People vary, even rich people. That I would not buy a yacht even if I had the money says very little about the class of people who could afford to buy yachts.
They came from a need by industrial business men and govt officials to shape and mold compliant workers.
Oh, do you think the American public education initiative started with pure motivations of generating 1st class philosophers and thinkers? Yes, I used to think that too.
The public school system has been broken from the very origin of its inception.
So what we need is MORE money for the voucher program?
I don’t know what you have in Orlando, but down here we have the school choice program lottery, which is basically where a handful of lucky people get to send their kids to quality schools and the rest are stuck with public schools. It certainly isn’t a voucher program.
The problem I have is that school attendance is mandatory and that we have these shithole schools. One time I had business in the “downtown” school around here and I was honestly afraid, as a grown 200+ pound man, to walk in there. I must have heard 30 “niggas” and “motherfuckers” walking from the front door to the office from the kids talking to each other. Fights, graffiti, you name it.
As a parent, I would be shocked and outraged if the state made me send my kid there every day, and I couldn’t afford another school.
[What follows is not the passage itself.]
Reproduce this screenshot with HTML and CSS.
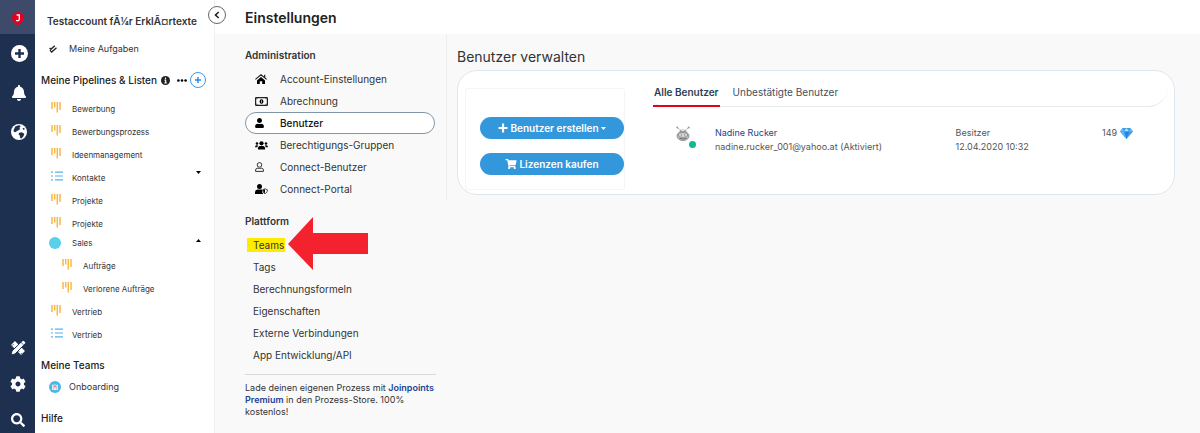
FILE: index.html
```html
<!DOCTYPE html>
<html lang="de">
<head>
<meta charset="utf-8">
<meta name="viewport" content="width=device-width, initial-scale=1">
<title>Einstellungen</title>
<link rel="stylesheet" href="styles.css">
</head>
<body>
<svg class="sprite" aria-hidden="true">
  <symbol id="pipeline" viewBox="0 0 10 12"><path d="M1 1v7M3.700 1v5.500M6.300 1v10.500M9 1v8" fill="none" stroke="#f9b845" stroke-width="1.500"/></symbol>
  <symbol id="list" viewBox="0 0 12 10"><path d="M0 1.200h2M4 1.200h8M0 5h2M4 5h8M0 8.800h2M4 8.800h8" fill="none" stroke="#55b4ee" stroke-width="1.200"/></symbol>
  <symbol id="user" viewBox="0 0 448 512"><path d="M224 256c70.700 0 128-57.300 128-128S294.700 0 224 0 96 57.300 96 128s57.300 128 128 128zm89.600 32h-16.700c-22.200 10.200-46.900 16-72.900 16s-50.600-5.800-72.900-16h-16.700C60.200 288 0 348.200 0 422.400V464c0 26.500 21.500 48 48 48h352c26.500 0 48-21.500 48-48v-41.600c0-74.200-60.200-134.400-134.400-134.400z"/></symbol>
</svg>
<div class="app">
  <nav class="rail" aria-label="Hauptnavigation">
    <a class="rail-logo" href="#" aria-label="Startseite">
      <svg width="12" height="14" viewBox="0 0 12 14"><path d="M6 0a6 6 0 0 1 6 6c0 3.200-3 4.800-6 8C3 10.800 0 9.200 0 6a6 6 0 0 1 6-6z" fill="#e3001f"/><path d="M4.600 3h2.700v4.300c0 1.400-1.900 2-3.200.9" fill="none" stroke="#fff" stroke-width="1.300"/></svg>
    </a>
    <div class="rail-group">
      <button aria-label="Neu"><svg width="17" height="17" viewBox="0 0 17 17"><circle cx="8.500" cy="8.500" r="8.500" fill="#fff"/><path d="M8.500 4v9M4 8.500h9" stroke="#1e3050" stroke-width="2.400"/></svg></button>
      <button aria-label="Benachrichtigungen"><svg width="14" height="16" viewBox="0 0 448 512"><path fill="#fff" d="M224 512c35.300 0 64-28.700 64-64H160c0 35.300 28.700 64 64 64zm215.400-149.700c-19.300-20.800-55.500-52-55.500-154.300 0-77.700-54.500-139.900-127.900-155.200V32c0-17.700-14.300-32-32-32s-32 14.300-32 32v20.800C118.600 68.100 64.100 130.300 64.100 208c0 102.300-36.200 133.500-55.500 154.300-6 6.400-8.600 14.200-8.600 21.700.1 16.400 13 32 32.100 32h383.800c19.100 0 32-15.600 32.100-32 .1-7.500-2.600-15.300-8.500-21.700z"/></svg></button>
      <button aria-label="Netzwerk"><svg width="16" height="16" viewBox="0 0 16 16"><circle cx="8" cy="8" r="8" fill="#fff"/><path d="M4.200 2.400L8.300 1l1.300 1.400-1.300 1.500 1 1-2 1.700-1.700.3-.5 1.300-2.300-.5-.3-1.500zM8.200 8.700l2.500-.5 2.600 1.500-.7 2.200-2 2.600-1.400-.4-.4-2.500-1.300-1.300zM11.600 4.200l1.500-.4.7 1.500-1.400.6z" fill="#1e3050"/></svg></button>
    </div>
    <div class="rail-group rail-bottom">
      <button aria-label="Gestalten"><svg width="16" height="16" viewBox="0 0 16 16"><path d="M3 3l10 10" stroke="#fff" stroke-width="5.500"/><path d="M2 5.700l1.500-1.500M4.600 8.300l1-1M8.400 12.100l1-1M10.800 14l1.100-1.100" stroke="#1e3050" stroke-width=".8"/><path d="M1 15L2 11 12.300.9Q13.300 0 14.300.9L15.200 1.800Q16 2.700 15.200 3.700L5 14z" fill="#fff" stroke="#1e3050" stroke-width="1"/><path d="M11.200 2.500l2.400 2.400" stroke="#1e3050" stroke-width=".8"/></svg></button>
      <button aria-label="Einstellungen"><svg width="16" height="16" viewBox="0 0 512 512"><path fill="#fff" d="M487.400 315.700l-42.600-24.600c4.300-23.200 4.300-47 0-70.200l42.600-24.600c4.900-2.800 7.100-8.600 5.500-14-11.100-35.600-30-67.800-54.700-94.600-3.800-4.100-10-5.100-14.800-2.300L380.800 110c-17.900-15.400-38.500-27.300-60.800-35.100V25.800c0-5.600-3.900-10.500-9.400-11.700-36.700-8.200-74.300-7.800-109.200 0-5.500 1.200-9.400 6.100-9.400 11.700V75c-22.200 7.900-42.800 19.800-60.800 35.100L88.700 85.500c-4.900-2.800-11-1.900-14.800 2.300-24.700 26.700-43.600 58.900-54.700 94.600-1.700 5.400.6 11.200 5.500 14L67.300 221c-4.300 23.200-4.300 47 0 70.200l-42.600 24.600c-4.900 2.800-7.100 8.600-5.500 14 11.100 35.600 30 67.800 54.700 94.600 3.800 4.100 10 5.100 14.800 2.300l42.600-24.600c17.900 15.400 38.500 27.300 60.800 35.100v49.200c0 5.600 3.900 10.500 9.400 11.700 36.700 8.200 74.300 7.800 109.200 0 5.500-1.200 9.400-6.100 9.400-11.700v-49.200c22.200-7.900 42.800-19.800 60.800-35.100l42.600 24.600c4.900 2.800 11 1.900 14.800-2.300 24.700-26.700 43.600-58.900 54.700-94.600 1.500-5.500-.7-11.300-5.600-14.100zM256 336c-44.100 0-80-35.900-80-80s35.900-80 80-80 80 35.900 80 80-35.900 80-80 80z"/></svg></button>
      <button aria-label="Suche"><svg width="14" height="14" viewBox="0 0 512 512"><path fill="#fff" d="M505 442.700L405.300 343c-4.500-4.500-10.600-7-17-7H372c27.600-35.300 44-79.700 44-128C416 93.100 322.900 0 208 0S0 93.100 0 208s93.100 208 208 208c48.300 0 92.700-16.400 128-44v16.300c0 6.400 2.500 12.500 7 17l99.700 99.700c9.400 9.400 24.600 9.400 33.900 0l28.300-28.300c9.400-9.400 9.400-24.600.1-34zM208 336c-70.700 0-128-57.200-128-128 0-70.700 57.200-128 128-128 70.700 0 128 57.200 128 128 0 70.700-57.200 128-128 128z"/></svg></button>
    </div>
  </nav>

  <aside class="sidebar">
    <button class="collapse" aria-label="Seitenleiste einklappen"><svg width="6" height="8" viewBox="0 0 6 8"><path d="M4.700 1L1.500 4l3.200 3" fill="none" stroke="#222" stroke-width="1.600"/></svg></button>
    <div class="account">Testaccount fÃ¼r ErklÃ¤rtexte</div>
    <a class="side-link" href="#"><span class="side-icon"><svg width="8" height="8" viewBox="0 0 8 8"><path d="M.6 3l1.300 1.300L5.800.7M1 5.300l1.700 1.800L7.500 2.700" fill="none" stroke="#222" stroke-width="1.300"/></svg></span>Meine Aufgaben</a>
    <div class="side-head">
      <h2>Meine Pipelines &amp; Listen</h2>
      <svg width="9" height="9" viewBox="0 0 9 9"><circle cx="4.500" cy="4.500" r="4.500" fill="#222"/><path d="M4.500 1.500v1.400M3.500 4.100h1.200v2.700M3.400 6.900h2.300" stroke="#fff" stroke-width="1.100" fill="none"/></svg>
      <button class="more" aria-label="Mehr"><svg width="10" height="3" viewBox="0 0 10 3"><circle cx="1.400" cy="1.500" r="1.300"/><circle cx="5" cy="1.500" r="1.300"/><circle cx="8.600" cy="1.500" r="1.300"/></svg></button>
      <button class="add" aria-label="Pipeline hinzufügen"><svg width="8" height="8" viewBox="0 0 8 8"><path d="M4 1v6M1 4h6" stroke="#2488f0" stroke-width="1.400"/></svg></button>
    </div>
    <ul class="tree">
      <li><a href="#"><span class="tree-icon"><svg width="10" height="12"><use href="#pipeline"/></svg></span>Bewerbung</a></li>
      <li><a href="#"><span class="tree-icon"><svg width="10" height="12"><use href="#pipeline"/></svg></span>Bewerbungsprozess</a></li>
      <li><a href="#"><span class="tree-icon"><svg width="10" height="12"><use href="#pipeline"/></svg></span>Ideenmanagement</a></li>
      <li><a href="#"><span class="tree-icon"><svg width="12" height="10"><use href="#list"/></svg></span>Kontakte<svg class="caret" width="5" height="3" viewBox="0 0 5 3"><path d="M0 0h5L2.500 3z"/></svg></a></li>
      <li><a href="#"><span class="tree-icon"><svg width="10" height="12"><use href="#pipeline"/></svg></span>Projekte</a></li>
      <li><a href="#"><span class="tree-icon"><svg width="10" height="12"><use href="#pipeline"/></svg></span>Projekte</a></li>
      <li class="folder"><a href="#"><span class="dot"></span>Sales<svg class="caret" width="5" height="3" viewBox="0 0 5 3"><path d="M0 3h5L2.500 0z"/></svg></a>
        <ul>
          <li><a href="#"><span class="tree-icon"><svg width="10" height="12"><use href="#pipeline"/></svg></span>Aufträge</a></li>
          <li><a href="#"><span class="tree-icon"><svg width="10" height="12"><use href="#pipeline"/></svg></span>Verlorene Aufträge</a></li>
        </ul>
      </li>
      <li><a href="#"><span class="tree-icon"><svg width="10" height="12"><use href="#pipeline"/></svg></span>Vertrieb</a></li>
      <li><a href="#"><span class="tree-icon"><svg width="12" height="10"><use href="#list"/></svg></span>Vertrieb</a></li>
    </ul>
    <h2 class="side-title">Meine Teams</h2>
    <a class="side-link" href="#"><span class="side-icon"><svg width="12" height="12" viewBox="0 0 12 12"><circle cx="6" cy="6" r="6" fill="#4bb9e8"/><path d="M3 3.500l2 .4 1-.8 1 .8 2-.4V9H3z" fill="#f5e9ef"/><path d="M4.300 4.500v4M7.700 4.500v4" stroke="#c9a8c4" stroke-width=".8"/><path d="M6 4.200v2" stroke="#e5405a" stroke-width="1.200"/></svg></span>Onboarding</a>
    <h2 class="side-title">Hilfe</h2>
  </aside>

  <div class="page">
    <header class="topbar"><h1>Einstellungen</h1></header>
    <div class="content">
      <nav class="settings" aria-label="Einstellungen">
        <div class="admin">
          <h2>Administration</h2>
          <ul>
            <li><a href="#"><span class="nav-icon"><svg width="12" height="10" viewBox="0 0 12 10"><path d="M.4 5.400L6 .8l5.600 4.600M9.700.8v3" fill="none" stroke="#222" stroke-width="1.200"/><path d="M6 3.100l4 3.300V10H7.200V7.300H4.800V10H2V6.400z"/></svg></span>Account-Einstellungen</a></li>
            <li><a href="#"><span class="nav-icon"><svg width="13" height="9" viewBox="0 0 13 9"><rect x=".6" y=".6" width="11.800" height="7.800" rx=".6" fill="none" stroke="#222" stroke-width="1.200"/><path d="M1 2.500L2.500 1M10.500 1L12 2.500M1 6.500L2.500 8M12 6.500L10.500 8" fill="none" stroke="#222" stroke-width=".8"/><ellipse cx="6.500" cy="4.500" rx="1.900" ry="2.200"/><path d="M6.500 3.300v2.400" stroke="#fff" stroke-width=".7"/></svg></span>Abrechnung</a></li>
            <li><a class="active" href="#" aria-current="page"><span class="nav-icon"><svg width="9" height="10"><use href="#user"/></svg></span>Benutzer</a></li>
            <li><a href="#"><span class="nav-icon"><svg width="13" height="9" viewBox="0 0 13 9"><circle cx="2" cy="2.500" r="1.300"/><circle cx="11" cy="2.500" r="1.300"/><circle cx="6.500" cy="2.300" r="2.100"/><path d="M0 6.300Q0 4.300 1.700 4.300H3Q2.700 5.500 2.300 6.300zM13 6.300Q13 4.300 11.300 4.300H10Q10.300 5.500 10.700 6.300zM2.900 8.500Q2.700 5 5 5H8Q10.300 5 10.100 8.500z"/></svg></span>Berechtigungs-Gruppen</a></li>
            <li><a href="#"><span class="nav-icon"><svg width="9" height="10" viewBox="0 0 9 10"><circle cx="4.500" cy="2.900" r="2.300" fill="none" stroke="#333"/><path d="M.6 9.400V8Q.7 6.200 2.800 6.100Q4.500 6.900 6.200 6.100Q8.300 6.200 8.400 8v1.400z" fill="none" stroke="#333"/></svg></span>Connect-Benutzer</a></li>
            <li><a href="#"><span class="nav-icon"><svg width="13" height="10" viewBox="0 0 13 10"><circle cx="4.500" cy="2.500" r="2.500"/><path d="M0 10V8Q.1 5.700 2.600 5.600H7V8L8.300 10z"/><path d="M10 4.800l2.400 1c0 2-.7 3-2.400 3.900C8.300 8.800 7.600 7.800 7.600 5.800z" stroke="#222" stroke-width=".8" fill="#fff"/><path d="M10 5.200v4c-1.300-.8-1.900-1.500-2-3.200z"/></svg></span>Connect-Portal</a></li>
          </ul>
        </div>
        <div class="platform">
          <h2>Plattform</h2>
          <ul>
            <li class="pointed"><a href="#"><mark>Teams</mark></a><svg class="arrow" width="80" height="53" viewBox="0 0 80 53" aria-hidden="true"><path d="M0 27L25 0v16h55v21H25v16z" fill="#f4212e"/></svg></li>
            <li><a href="#">Tags</a></li>
            <li><a href="#">Berechnungsformeln</a></li>
            <li><a href="#">Eigenschaften</a></li>
            <li><a href="#">Externe Verbindungen</a></li>
            <li><a href="#">App Entwicklung/API</a></li>
          </ul>
          <p class="promo">Lade deinen eigenen Prozess mit <a href="#">Joinpoints Premium</a> in den Prozess-Store. 100% kostenlos!</p>
        </div>
      </nav>

      <main class="main">
        <h2>Benutzer verwalten</h2>
        <section class="card">
          <div class="actions">
            <button><svg width="10" height="10" viewBox="0 0 10 10"><path d="M5 .5v9M.5 5h9" stroke="#fff" stroke-width="2.200"/></svg>Benutzer erstellen<svg class="drop" width="5" height="3" viewBox="0 0 5 3"><path d="M0 0h5L2.500 3z"/></svg></button>
            <button><svg width="12" height="10" viewBox="0 0 576 512"><path d="M528.100 301.300l47.300-208C578.800 78.300 567.400 64 552 64H159.200l-9.200-44.800C147.800 8 137.900 0 126.500 0H24C10.700 0 0 10.700 0 24v16c0 13.300 10.700 24 24 24h69.900l70.200 343.400C147.300 417.100 136 435.200 136 456c0 30.900 25.100 56 56 56s56-25.100 56-56c0-15.700-6.400-29.800-16.800-40h209.600C430.400 426.200 424 440.300 424 456c0 30.900 25.100 56 56 56s56-25.100 56-56c0-22.200-12.900-41.300-31.600-50.400l5.500-24.300c3.400-15-8-29.300-23.400-29.300H218.100l-6.500-32h293.100c11.200 0 20.900-7.800 23.400-18.700z"/></svg>Lizenzen kaufen</button>
          </div>
          <div class="users">
            <div class="tabs" role="tablist">
              <button class="tab selected" role="tab" aria-selected="true">Alle Benutzer</button>
              <button class="tab" role="tab" aria-selected="false">Unbestätigte Benutzer</button>
            </div>
            <table>
              <colgroup><col class="col-avatar"><col class="col-name"><col class="col-role"><col></colgroup>
              <tbody>
                <tr>
                  <td class="avatar-cell"><span class="avatar"><svg width="14" height="16" viewBox="0 0 14 16"><path d="M1.500 1.500l2 2M12.500 1.500l-2 2" stroke="#aaa"/><circle cx="1.300" cy="1.500" r="1" fill="#999"/><circle cx="12.700" cy="1.500" r="1" fill="#999"/><path d="M2.500 7Q2.500 2.800 7 2.800T11.500 7z" fill="#e2e2e2"/><circle cx="4.800" cy="5" r=".7" fill="#666"/><circle cx="9.200" cy="5" r=".7" fill="#666"/><ellipse cx="7" cy="10" rx="6" ry="4.600" fill="#bbb" stroke="#888" stroke-width=".8"/><ellipse cx="7" cy="9" rx="4.500" ry="2.300" fill="#ddd" stroke="#777" stroke-width=".7"/><path d="M4.800 9h1.300M7.900 9h1.300M3.500 12.300q3.500 1.600 7 0" stroke="#555" stroke-width=".8" fill="none"/></svg><span class="online"></span></span></td>
                  <td><a href="#">Nadine Rucker</a><br>nadine.rucker_001@yahoo.at (Aktiviert)</td>
                  <td>Besitzer<br>12.04.2020 10:32</td>
                  <td><span class="gems">149 <svg width="13" height="11" viewBox="0 0 13 11"><path d="M2.700 0h7.600L13 3.500 6.500 11 0 3.500z" fill="#3b9bea"/><path d="M2.700 0L4 3.500H0zM10.300 0L9 3.500h4z" fill="#67b9f3"/><path d="M4 3.500L6.500 0 9 3.500z" fill="#b2e2ff"/><path d="M4 3.500h5L6.500 11z" fill="#2385df"/><path d="M0 3.500h4L6.500 11z" fill="#58b3f4"/></svg></span></td>
                </tr>
              </tbody>
            </table>
          </div>
        </section>
      </main>
    </div>
  </div>
</div>
</body>
</html>
```

FILE: styles.css
```css
* { box-sizing: border-box; }
body {
  margin: 0;
  font-family: Inter, "Open Sans", sans-serif;
  font-size: 10px;
  line-height: 14px;
  color: #333;
  background: #f9f9fa;
}
h1, h2, p, ul { margin: 0; padding: 0; }
ul { list-style: none; }
a { color: inherit; text-decoration: none; }
button { font: inherit; color: inherit; background: none; border: 0; padding: 0; cursor: pointer; }
svg { display: block; flex: none; }
.sprite { position: absolute; width: 0; height: 0; }
.app { display: flex; min-height: 100vh; }

.rail { width: 35px; flex: none; display: flex; flex-direction: column; background: #1e3050; }
.rail-logo { height: 34px; display: grid; place-items: center; padding-top: 4px; background: #3d4a69; }
.rail-group { display: flex; flex-direction: column; align-items: center; gap: 22px; padding: 11px 0 0 3px; }
.rail-group button { display: grid; place-items: center; width: 17px; height: 17px; }
.rail-bottom { gap: 19px; margin-top: auto; padding: 0 0 5px; }

.sidebar { position: relative; width: 180px; flex: none; background: #fff; border-right: 1px solid #f1f1f3; padding: 12px 6px 6px; }
.collapse { position: absolute; top: 6px; right: -12px; width: 18px; height: 18px; display: grid; place-items: center; background: #fff; border: 1px solid #666; border-radius: 50%; }
.account { padding-left: 6px; line-height: 18px; font-size: 10px; font-weight: 600; white-space: nowrap; color: #333; }
.side-link { display: flex; align-items: center; height: 22px; font-size: 9px; }
.account + .side-link { margin-top: 8px; }
.side-icon { width: 28px; padding-left: 8px; }
.side-head { display: flex; align-items: center; height: 18px; margin-top: 11px; }
.side-head h2, .side-title { font-size: 10px; font-weight: 500; line-height: 18px; color: #222; }
.side-head h2 { margin-right: 4px; white-space: nowrap; }
.more { margin: 0 3px 0 7px; }
.add { width: 16px; height: 16px; display: grid; place-items: center; border: 1px solid #3c99f3; border-radius: 50%; }
.tree { padding-top: 8px; }
.tree a { display: flex; align-items: center; height: 23px; padding-left: 10px; font-size: 8px; }
.tree-icon { width: 21px; }
.tree-icon svg { margin-bottom: 4px; }
.caret { margin-left: auto; margin-right: 7px; margin-bottom: 10px; }
.folder > a { height: 16px; padding-left: 8px; }
.folder .caret { margin-bottom: 6px; }
.folder > ul { padding: 3px 0 0 11px; }
.dot { width: 12px; height: 12px; margin-right: 11px; border-radius: 50%; background: #58d0ec; }
.side-title { margin-top: 10px; }
.side-title + .side-link { margin-top: 2px; }
.side-link + .side-title { margin-top: 11px; }

.page { flex: 1; min-width: 0; }
.topbar { height: 34px; padding: 9px 30px; background: #fff; }
h1 { font-size: 14px; line-height: 18px; font-weight: 600; color: #222; }
.content { display: flex; }
.settings { width: 232px; flex: none; }
.settings h2 { font-size: 10px; line-height: 18px; font-weight: 600; color: #333; }
.admin { padding: 12px 11px 0 30px; border-right: 1px solid #eeeef0; }
.admin ul { padding-top: 4px; }
.admin a { display: flex; align-items: center; height: 22px; padding-left: 9px; border: 1px solid transparent; border-radius: 11px; }
.admin .active { background: #fff; border-color: #8196a8; color: #111; font-weight: 500; }
.nav-icon { width: 25px; display: flex; color: #222; }
.platform { padding: 12px 11px 0 30px; }
.platform ul { padding: 4px 0 8px; border-bottom: 1px solid #d9d9dc; }
.platform li { height: 22px; line-height: 22px; padding-left: 8px; }
.pointed { position: relative; }
mark { padding: 1px 1px 1px 6px; margin-left: -6px; background: #ffeb00; color: #333; }
.arrow { position: absolute; left: 43px; top: -17px; }
.promo { margin-right: -5px; padding-top: 7px; font-size: 9px; line-height: 12px; }
.promo a { color: #22438f; font-weight: 600; }

.main { flex: 1; min-width: 0; padding: 13px 25px 20px 10px; }
.main h2 { font-size: 14px; line-height: 20px; font-weight: 400; color: #333; }
.card { display: flex; gap: 20px; margin-top: 3px; padding: 17px 6px 4px 7px; background: #fff; border: 1px solid #dfe7ee; border-radius: 20px; }
.actions { width: 160px; flex: none; display: flex; flex-direction: column; gap: 14px; padding: 28px 0 14px 14px; border: 1px solid #f4f5f7; border-radius: 3px; }
.actions button { display: flex; align-items: center; justify-content: center; gap: 2px; height: 22px; border-radius: 11px; background: #3397dc; color: #fff; fill: #fff; font-weight: 600; }
.users { flex: 1; min-width: 0; margin-top: -9px; }
.tabs { display: flex; gap: 12px; height: 28px; padding-left: 8px; border-bottom: 1px solid #e4e9ee; border-radius: 0 0 20px 20px; }
.tab { height: 28px; padding: 0 1px; font-size: 10px; border-bottom: 2px solid transparent; color: #44505e; }
.selected { font-weight: 600; color: #2c3e55; border-color: #e2001a; }
table { width: 100%; margin-top: 19px; table-layout: fixed; border-collapse: collapse; font-size: 9px; color: #555; }
td { padding: 0; vertical-align: top; white-space: nowrap; }
td a { color: #22438f; }
.col-avatar { width: 70px; }
.col-name { width: 46%; }
.col-role { width: 28%; }
.avatar-cell { padding-left: 31px; }
.avatar { position: relative; display: block; width: 14px; }
.online { position: absolute; left: 13px; top: 15px; width: 7px; height: 7px; border-radius: 50%; background: #12b894; }
.gems { display: flex; align-items: center; gap: 3px; }
```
I say in all seriousness that whoever is responsible for that school should be in jail for child neglect/abuse.
What do you do with those kids? I don’t have an answer for that. I do know that you don’t warehouse them in with other kids that are trying to get ahead.
When did schools become social centers for miscreants? I thought they were places for children to learn? If a kid can’t behave, then route him to some sort of reformatory school with different rules.
My question is, what about the families who are already affording to send their kids to private schools? It seems to me that they will be first in line to get voucher money, so where will that money come from?
Even if it was proportionally cheaper to run a school with somewhat fewer students, the public school system would relieved of it’s money much faster than it would be relieved of its students.